Hosting celebrities of Hollywood’s golden era, this island in the Mediterranean represented the new jet age and birthed the term jetset – those wealthy enough to partake in the world-changing miracle of flight and fast international travel.

You may have even heard of this island before, but probably not in the context above as everything changed for this tiny republic in 1974.

Early numbers indicate that the once jetset destination of Cyprus is again on the rise with the traveling crowd – an increase in both tourism and hotel bookings, many are finding what was once old is new again on the disputed island near Turkey and Greece.

Just how much of an increase in traffic did Cyprus experience? According to the travel agency Sunvil quoted in the UK’s Express, there is a 30% increase in bookings to Cyprus in 2017 over 2016.

That’s quite a jump for an island that was all but abandoned by the international traveling community, and particularly within Europe.

The Cyprus Tourist Organization’s numbers are more conservative than those recorded by the express, with the board posting increases approaching 15% – still a healthy growth number.

To add to Cyprus’ recent upswing in fortune, Paphos, a coastal city in the southeast, was named the European Capital of Culture for the year 2017.

Travelers from the United Kingdom typically arrive in Larnarca airport after a flight of four hours and twenty five minutes.

The island has everything to offer tourists, from unique local cuisine to exotic flora and fauna. There are churches dating back to the Byzantine empire as well as hiking and wine tours. Experts suggest that the optimal time for a Winter/Spring respite in Cyprus is in February.

Sunvil’s Marketing Manager, Rachel Jelley, “Spring starts very early in Cyprus – from mid/late February onwards, with the bright yellow mimosa blossom that’s seen everywhere.”

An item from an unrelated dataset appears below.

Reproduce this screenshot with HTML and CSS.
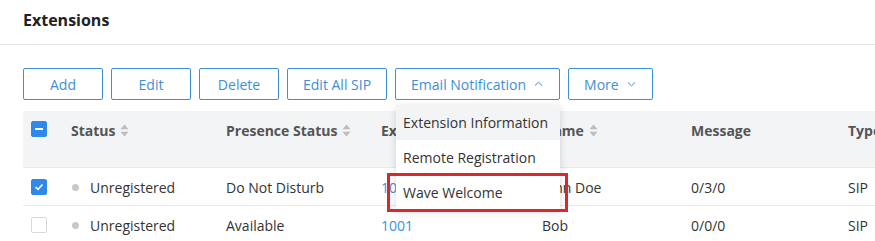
FILE: index.html
```html
<!DOCTYPE html>
<html lang="en">
<head>
  <meta charset="UTF-8" />
  <title>Extensions</title>
  <link rel="stylesheet" href="styles.css">
</head>
<body>

  <header class="page-head">
    <h1>Extensions</h1>
  </header>

  <main class="content">
    <div class="toolbar">
      <button class="btn">Add</button>
      <button class="btn">Edit</button>
      <button class="btn">Delete</button>
      <button class="btn">Edit All SIP</button>
      <div class="menu-wrap">
        <button class="btn">Email Notification
          <svg class="chev" width="9" height="6" viewBox="0 0 9 6"><path d="M1 4.5 L4.5 1.2 L8 4.5" fill="none" stroke="currentColor" stroke-width="1"/></svg>
        </button>
        <ul class="dropdown">
          <li class="hover">Extension Information</li>
          <li>Remote Registration</li>
          <li class="marked">Wave Welcome</li>
        </ul>
      </div>
      <button class="btn">More
        <svg class="chev" width="9" height="6" viewBox="0 0 9 6"><path d="M1 1.5 L4.5 4.8 L8 1.5" fill="none" stroke="currentColor" stroke-width="1"/></svg>
      </button>
    </div>

    <div class="table">
      <div class="row head">
        <div class="cell"><span class="check minus"></span></div>
        <div class="cell">Status <svg class="sort" width="9" height="13" viewBox="0 0 9 13"><path d="M4.5 0.5 L8.5 5.3 L0.5 5.3 Z M4.5 12.5 L8.5 7.7 L0.5 7.7 Z" fill="currentColor"/></svg></div>
        <div class="cell">Presence Status <svg class="sort" width="9" height="13" viewBox="0 0 9 13"><path d="M4.5 0.5 L8.5 5.3 L0.5 5.3 Z M4.5 12.5 L8.5 7.7 L0.5 7.7 Z" fill="currentColor"/></svg></div>
        <div class="cell">Extension <svg class="sort" width="9" height="13" viewBox="0 0 9 13"><path d="M4.5 0.5 L8.5 5.3 L0.5 5.3 Z M4.5 12.5 L8.5 7.7 L0.5 7.7 Z" fill="currentColor"/></svg></div>
        <div class="cell">Name <svg class="sort" width="9" height="13" viewBox="0 0 9 13"><path d="M4.5 0.5 L8.5 5.3 L0.5 5.3 Z M4.5 12.5 L8.5 7.7 L0.5 7.7 Z" fill="currentColor"/></svg></div>
        <div class="cell">Message</div>
        <div class="cell">Type</div>
      </div>
      <div class="row">
        <div class="cell"><span class="check on"><svg width="10" height="8" viewBox="0 0 10 8"><path d="M1.5 4 L4 6.3 L8.5 1.5" fill="none" stroke="#fff" stroke-width="1.6"/></svg></span></div>
        <div class="cell"><span class="dot"></span>Unregistered</div>
        <div class="cell">Do Not Disturb</div>
        <div class="cell"><a href="#">1000</a></div>
        <div class="cell">John Doe</div>
        <div class="cell">0/3/0</div>
        <div class="cell">SIP</div>
      </div>
      <div class="row">
        <div class="cell"><span class="check"></span></div>
        <div class="cell"><span class="dot"></span>Unregistered</div>
        <div class="cell">Available</div>
        <div class="cell"><a href="#">1001</a></div>
        <div class="cell">Bob</div>
        <div class="cell">0/0/0</div>
        <div class="cell">SIP</div>
      </div>
    </div>
  </main>

</body>
</html>
```

FILE: styles.css
```css
:root {
  --blue: #3d8fd8;
  --border: #e6eaed;
  --head-bg: #f2f4f5;
  --text: #333;
}

body {
  margin: 0;
  font-family: 'Open Sans', sans-serif;
  font-size: 14px;
  color: var(--text);
  background: #fff;
  overflow: hidden;
}

.page-head {
  height: 44px;
  border-bottom: 1px solid #e5e5e5;
  padding: 0 23px;
  display: flex;
  align-items: center;
}

.page-head h1 {
  margin: 0;
  margin-top: -4px;
  font-size: 16px;
  font-weight: 700;
  color: #222;
}

.content {
  padding: 23px 0 0 23px;
}

.toolbar {
  display: flex;
  gap: 8px;
  height: 32px;
}

.btn {
  height: 32px;
  min-width: 80px;
  padding: 0 15px;
  background: #fff;
  border: 1px solid var(--blue);
  border-radius: 2px;
  color: var(--blue);
  font-family: inherit;
  font-size: 14px;
  display: flex;
  align-items: center;
  justify-content: center;
  gap: 8px;
  cursor: pointer;
}

.chev {
  margin-right: 1px;
}

.menu-wrap {
  position: relative;
}

.dropdown {
  position: absolute;
  top: 37px;
  left: 1px;
  width: 164px;
  margin: 0;
  padding: 0;
  list-style: none;
  background: #fff;
  box-shadow: 0 2px 8px rgba(0,0,0,0.15);
  z-index: 10;
}

.dropdown li {
  height: 35px;
  line-height: 35px;
  padding: 0 7px;
  white-space: nowrap;
  position: relative;
}

.dropdown li.hover {
  background: var(--head-bg);
}

.dropdown li.marked::after {
  content: "";
  position: absolute;
  box-sizing: border-box;
  left: -9px;
  width: 181px;
  top: -2px;
  height: 39px;
  border: 3px solid #d8272d;
}

.table {
  margin-top: 11px;
  width: 900px;
}

.row {
  display: grid;
  grid-template-columns: 48px 155px 155px 161px 149px 157px 1fr;
  height: 37px;
  align-items: center;
  border-bottom: 1px solid var(--border);
}

.row.head {
  height: 56px;
  align-items: start;
  background: var(--head-bg);
  border-bottom: 1px solid var(--border);
  font-weight: 700;
  color: #555;
}

.row.head .cell {
  padding-top: 10px;
}

.cell {
  display: flex;
  align-items: center;
  white-space: nowrap;
  padding-top: 1px;
}

.cell:first-child {
  padding-left: 8px;
}

.sort {
  color: #bdbdbd;
  margin-left: 5px;
}

.check {
  width: 14px;
  height: 14px;
  border: 1px solid #d9d9d9;
  border-radius: 2px;
  background: #fff;
  display: flex;
  align-items: center;
  justify-content: center;
}

.check.on,
.check.minus {
  background: #2f88ec;
  border-color: #2f88ec;
}

.check.minus::before {
  content: "";
  width: 8px;
  height: 2px;
  background: #fff;
}

.dot {
  width: 7px;
  height: 7px;
  border-radius: 50%;
  background: #c8c8c8;
  margin: 0 11px 0 1px;
}

a {
  color: var(--blue);
  text-decoration: none;
}
```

Cyprus is not stranger to disputes – a border dividing the two halves of the island into Turkish and Cypriot spheres of influence which transformed the once iconic destination into a symbol of political division. The 1974 coup d’etat to install a Greek-friendly leader that favored union with the nation of Greece resulted in an invasion of the northern part of the island by Turkey, which became the Turkish-controlled Republic of North Cyprus.

The southern portion of the island remained independent and has rebuilt itself as a major tourist destination as well as being a valued member and founding member of the European Community, now the European Union. Freedom of movement between the two halves of the island has increased through bilateral treaties and reunification talks were restarted in March 2015.

For European travelers looking for a change from the typical Spanish vacation, Cyprus may just be the ticket – it’s hard to find so much history, both present and past, in one place. While its proximity to war-torn Syria might be a concern to some travelers, the island is situated far enough away from the conflicts that this should not be a deterrent to travel.